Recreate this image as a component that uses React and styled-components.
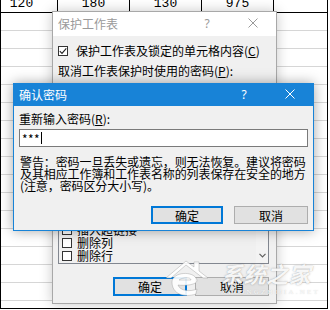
import styled, { createGlobalStyle } from 'styled-components'

const GlobalStyle = createGlobalStyle`
    html, body {
        margin: 0;
        padding: 0;
        background: #ffffff;
    }
    body {
        width: 330px;
        height: 310px;
        overflow: hidden;
        font-family: "Noto Sans CJK SC", "Noto Sans", sans-serif;
        color: #000000;
    }
`

const Desktop = styled.div`
    position: relative;
    width: 330px;
    height: 310px;
    overflow: hidden;
    background: #ffffff;
`

const Sheet = styled.div`
    box-sizing: border-box;
    width: 328px;
    height: 309px;
    border-left: 1px solid #000000;
    border-right: 1px solid #000000;
    border-bottom: 1px solid #000000;
    overflow: hidden;
`

const HeaderRow = styled.div`
    display: flex;
    height: 12px;
    border-bottom: 1px solid #000000;
    overflow: hidden;
`

const HeaderCell = styled.div`
    flex: 0 0 72px;
    box-sizing: border-box;
    border-right: 1px solid #000000;
    text-align: center;
    font-family: "Liberation Mono", monospace;
    font-size: 13px;
    line-height: 8px;

    &:first-child {
        margin-left: -15px;
    }
`

const GridRow = styled.div`
    height: 17px;
    border-bottom: 1px solid #d6d6d6;
`

const Window = styled.div`
    position: absolute;
    left: ${p => p.$x}px;
    top: ${p => p.$y}px;
    width: ${p => p.$w}px;
    height: ${p => p.$h}px;
    box-sizing: border-box;
    display: flex;
    flex-direction: column;
    background: #f0f0f0;
    border: 1px solid ${p => (p.$active ? '#1883d7' : '#a8a8a8')};
    box-shadow: 0 0 12px rgba(0, 0, 0, ${p => (p.$active ? 0.35 : 0.22)});
`

const TitleBar = styled.div`
    flex: 0 0 ${p => p.$h}px;
    display: flex;
    align-items: center;
    padding-left: 5px;
    padding-bottom: 2px;
    box-sizing: border-box;
    background: ${p => (p.$active ? '#1883d7' : '#ffffff')};
    color: ${p => (p.$active ? '#ffffff' : '#9a9a9a')};
    font-size: 12px;
`

const TitleText = styled.span`
    flex: 1;
`

const CaptionButton = styled.div`
    width: 46px;
    display: flex;
    align-items: center;
    justify-content: center;
    font-size: 12px;
    font-family: "Noto Sans", sans-serif;
`

const Body = styled.div`
    flex: 1;
    display: flex;
    flex-direction: column;
    padding: ${p => p.$pad};
`

const Line = styled.div`
    display: flex;
    align-items: center;
    gap: ${p => p.$gap || 0}px;
    height: 14px;
    font-size: 12px;
    line-height: 14px;
    white-space: nowrap;
    margin-top: ${p => p.$mt || 0}px;
`

const Key = styled.span`
    text-decoration: underline;
    text-underline-offset: 1px;
`

const Box = styled.span`
    flex: 0 0 auto;
    box-sizing: border-box;
    width: 10px;
    height: 10px;
    border: 1px solid #333333;
    background: #ffffff;
    display: flex;
    align-items: center;
    justify-content: center;
`

const ListBox = styled.div`
    margin-top: auto;
    height: 120px;
    box-sizing: border-box;
    border: 1px solid #828790;
    background: #f0f0f0;
    display: flex;
`

const ListItems = styled.div`
    flex: 1;
    display: flex;
    flex-direction: column;
    justify-content: flex-end;
    overflow: hidden;
    padding: 0 0 1px 3px;
`

const ListItem = styled.div`
    flex: 0 0 13px;
    display: flex;
    align-items: center;
    gap: 5px;
    font-size: 12px;
    line-height: 13px;
    white-space: nowrap;
`

const ScrollBar = styled.div`
    width: 12px;
    background: #f3f3f3;
    display: flex;
    flex-direction: column;
    justify-content: flex-end;
    align-items: center;
    padding-bottom: 5px;
`

const ButtonRow = styled.div`
    display: flex;
    justify-content: flex-end;
    gap: ${p => p.$gap}px;
    margin-top: ${p => (p.$mt ? `${p.$mt}px` : 'auto')};
`

const Button = styled.div`
    box-sizing: border-box;
    width: ${p => p.$w}px;
    height: ${p => p.$h}px;
    display: flex;
    align-items: center;
    justify-content: center;
    background: #e1e1e1;
    border: ${p => (p.$primary ? '2px solid #0078d7' : '1px solid #adadad')};
    font-size: 12px;
`

const PasswordInput = styled.div`
    margin-top: 3px;
    height: 18px;
    box-sizing: border-box;
    border: 1px solid #7a7a7a;
    background: #ffffff;
    display: flex;
    align-items: center;
    padding-left: 2px;
    font-size: 12px;
    letter-spacing: 0.4px;
`

const Caret = styled.span`
    width: 1px;
    height: 12px;
    background: #000000;
    margin-left: 1px;
`

const Warning = styled.div`
    margin-top: 9px;
    padding-left: 1px;
    font-size: 12px;
    line-height: 12px;
    letter-spacing: -0.1px;
    white-space: nowrap;
`

const Watermark = styled.div`
    position: absolute;
    left: 163px;
    top: 258px;
    display: flex;
    align-items: flex-start;
    gap: 6px;
    pointer-events: none;
`

const MarkText = styled.div`
    display: flex;
    flex-direction: column;
    padding-top: 2px;
`

const MarkTitle = styled.div`
    font-size: 22px;
    line-height: 27px;
    font-style: italic;
    font-weight: 700;
    letter-spacing: 0.5px;
    color: rgba(255, 255, 255, 0.92);
    text-shadow: 0 0 1px rgba(110, 110, 110, 0.55), 0 0 3px rgba(0, 0, 0, 0.12);
`

const MarkSub = styled.div`
    font-family: "Liberation Serif", serif;
    font-size: 7px;
    line-height: 11px;
    letter-spacing: 2.2px;
    color: rgba(255, 255, 255, 0.9);
    text-shadow: 0 0 1px rgba(120, 120, 120, 0.4);
`

const CloseIcon = ({ color }) => (
    <svg width="10" height="10" viewBox="0 0 10 10">
        <path d="M0.5 0.5 L9.5 9.5 M9.5 0.5 L0.5 9.5" stroke={color} strokeWidth="1" fill="none" />
    </svg>
)

const Check = () => (
    <svg width="8" height="8" viewBox="0 0 8 8">
        <path d="M0.8 4.2 L3 6.4 L7.3 1.4" stroke="#222" strokeWidth="1.1" fill="none" />
    </svg>
)

const Chevron = () => (
    <svg width="7" height="5" viewBox="0 0 7 5">
        <path d="M0.5 0.8 L3.5 3.8 L6.5 0.8" stroke="#606060" strokeWidth="1.2" fill="none" />
    </svg>
)

const Logo = () => (
    <svg width="52" height="42" viewBox="0 0 50 42">
        <g fill="rgba(255,255,255,0.9)" stroke="rgba(140,140,140,0.45)" strokeWidth="0.8">
            <path d="M2 20 L22 3 L30 9 L30 4 L35 4 L35 13 L44 20 L39 20 L22 7 L7 20 Z" />
            <path d="M8 24 C8 14 30 12 33 22 C34 27 20 28 14 27 C16 33 26 34 33 31 L32 36 C20 40 8 36 8 24 Z M15 22 C19 19 27 19 27 22 Z" />
        </g>
    </svg>
)

const headers = ['120', '180', '130', '975', '']
const rows = Array.from({ length: 16 })
const listItems = ['插入超链接', '删除列', '删除行']

export default function App() {
    return (
        <Desktop>
            <GlobalStyle />
            <Sheet>
                <HeaderRow>
                    {headers.map((h, i) => (
                        <HeaderCell key={i}>{h}</HeaderCell>
                    ))}
                </HeaderRow>
                {rows.map((_, i) => (
                    <GridRow key={i} />
                ))}
            </Sheet>

            <Window $x={52} $y={11} $w={225} $h={293}>
                <TitleBar $h={24}>
                    <TitleText>保护工作表</TitleText>
                    <CaptionButton>?</CaptionButton>
                    <CaptionButton>
                        <CloseIcon color="#9a9a9a" />
                    </CaptionButton>
                </TitleBar>
                <Body $pad="8px 7px 7px 5px">
                    <Line $gap={8}>
                        <Box>
                            <Check />
                        </Box>
                        <span>保护工作表及锁定的单元格内容(<Key>C</Key>)</span>
                    </Line>
                    <Line $mt={6}>
                        取消工作表保护时使用的密码(<Key>P</Key>):
                    </Line>
                    <ListBox>
                        <ListItems>
                            {listItems.map(item => (
                                <ListItem key={item}>
                                    <Box />
                                    {item}
                                </ListItem>
                            ))}
                        </ListItems>
                        <ScrollBar>
                            <Chevron />
                        </ScrollBar>
                    </ListBox>
                    <ButtonRow $gap={8} $mt={13}>
                        <Button $primary $w={74} $h={19}>确定</Button>
                        <Button $w={74} $h={19}>取消</Button>
                    </ButtonRow>
                </Body>
            </Window>

            <Window $active $x={13} $y={83} $w={301} $h={148}>
                <TitleBar $active $h={22}>
                    <TitleText>确认密码</TitleText>
                    <CaptionButton>?</CaptionButton>
                    <CaptionButton>
                        <CloseIcon color="#ffffff" />
                    </CaptionButton>
                </TitleBar>
                <Body $pad="6px 5px 6px 5px">
                    <Line>
                        重新输入密码(<Key>R</Key>):
                    </Line>
                    <PasswordInput>
                        ***
                        <Caret />
                    </PasswordInput>
                    <Warning>
                        警告：密码一旦丢失或遗忘，则无法恢复。建议将密码
                        <br />
                        及其相应工作簿和工作表名称的列表保存在安全的地方
                        <br />
                        (注意，密码区分大小写)。
                    </Warning>
                    <ButtonRow $gap={11}>
                        <Button $primary $w={72} $h={18}>确定</Button>
                        <Button $w={74} $h={18}>取消</Button>
                    </ButtonRow>
                </Body>
            </Window>

            <Watermark>
                <Logo />
                <MarkText>
                    <MarkTitle>系统之家</MarkTitle>
                    <MarkSub>XITONGZHIJIA.NET</MarkSub>
                </MarkText>
            </Watermark>
        </Desktop>
    )
}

## SET TASK:
From the data above, copy each line that has the string "components".

## THE RESULT:
Recreate this image as a component that uses React and styled-components.
import styled, { createGlobalStyle } from 'styled-components'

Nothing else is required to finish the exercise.